World Trade, Supply Chain Constraints and Stock Markets

Manufacturers are starting to have supply chain problems

An article in today’s Financial Times points out that global manufacturers are beginning to have trouble getting component parts from suppliers, especially in IT-related areas like semiconductors.  The newspaper calls this difficulty a “threat” to global economic recovery.  It’s not, in my opinion.   Quite the contrary.   This development will prolong the period of strong growth for industrials and enhance the profits of suppliers.

world trade has been a long-term growth industry

There are two reasons for this:

–since WWII and picking up steam over the past twenty or thirty years, world governments have tried to promote world trade, in the belief that closer economic ties will foster overall growth, as well as promote prospects for world peace.  In particular, governments have tried to coordinate and stabilize interest rate and exchange rate policy, and to work to dismantle legislative barriers to trade.

–generally speaking (and I know there are lots of special cases), as real GDP rises so too does real personal income.  As income rises, discretionary income (what’s left after taxes and necessities) grows at a faster rate.  People spend a portion of their discretionary income and save the rest, the proportions of each varying from country to country.  As the amount spent (not necessarily the proportion) rises, consumers tend to allocate an increasing amount to imported goods.

Put this all together, and we come up with:   consumer discretionary spending rises (and falls) faster than GDP, and spending on foreign-produced goods moves fastest of all.  So in a generally expanding economic environment, trade-related industries tend to be high-beta beneficiaries.  In fact, over the past twenty years, world trade has declined in only two–2001, when the Internet bubble popped, and 2009, when the sub-prime mortgage crisis hit.

the Great Recession impact

The contraction in 2001 was by a mere .2%, according to the World Trade Organization.  In 2009, in contract, the fall was a whopping 12.2%, the worst experience since 1975.

Why so bad?  In the aftermath of the Lehman collapse, bank financing for imports and exports came to a standstill, as financial institutions worried about the solvency of their counterparty banks in other countries.  Armed with supply chain management computer systems, companies were able to understand the falloff in their businesses that the financial crisis was causing much more quickly than before.  Also, having had the experience of not reacting fast enough or decisively enough after the internet bubble burst, firms were much more aggressive in cancelling orders and shrinking inventories.

a sharp bounceback in 2010

The WTO estimates that world trade will expand by over 7% this year, despite lackluster overall growth in the developed world.  They’re pencilling in +5% or so for 2011, as well.  So trade seems to be continuing its high-beta role–something we can confirm on a micro level by listening to recent reports from transportation companies like FDX.

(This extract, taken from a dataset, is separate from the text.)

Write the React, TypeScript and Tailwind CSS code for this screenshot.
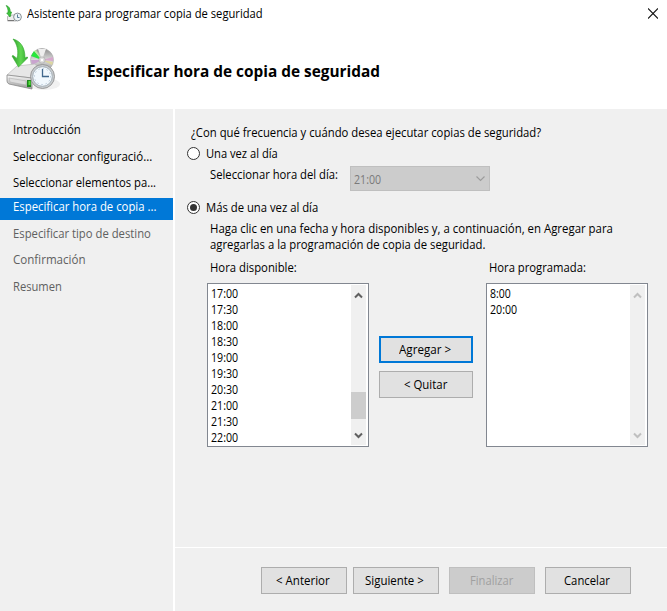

Why supply shortages already?  If we do the simple arithmetic and say 2008 world trade was 100, the decline in 2009 dropped it to 87.8 and the anticipated bounceback in 2010 will return it to 94.4.  So, all other things being equal, there should be at least some spare capacity in the world’s supply chain system.  But, as the FT highlights, big companies like Siemens or Caterpillar are telling us, for them there is none.

How can this be?

–Maybe world trade growth will be higher than 7%+.  Yes, but it would need to advance by almost 14% to get back to 100.

–Clearly, some industries, like component makers for cellphones or PCs, are expanding at an extremely fast rate, so shortages in these areas shouldn’t be too surprising.

I suspect, though, that both manufacturers and suppliers have, as I have done, concluded that a slow-growth world would not result in any demand for new supply capacity.  So manufacturers have directed all of their business to their most trusted suppliers, without worrying too much about the fate of the second tier.  Suppliers, in their turn, have opted not to take the risk of adding more capacity (virtually no one does this in a recession, anyway).  The result is now that industry has exhausted the first tier supply capacity–and the second tier has either gone out of business, can’t get trade financing or has shifted to support different, less fickle, industries.  (Personally, I’d bet most heavily on the going out of business possibility.)

what does this mean?

More demand for components and constrained supply should result in higher component prices, at least in the short run–meaning until suppliers decide to invest in new capacity or until manufacturers’ design teams find a way to work around shortage components.

It also means that many industrial companies are effectively capacity constrained.  So the very strong figures they are currently reporting understate the true demand for their products.  Record backlogs mean the present high level of revenue and earnings will be sustained for longer than one would have expected.

To the extent that companies all long the supply chain decide that they must keep buffer stocks to guard against temporary shortage (and they are doing so), these two positive effects will be intensified.

This means, I think, that industrial stocks will be better performers for longer than the markets think.  It also means that the eventual consumer recovery way also be a bit better than expected.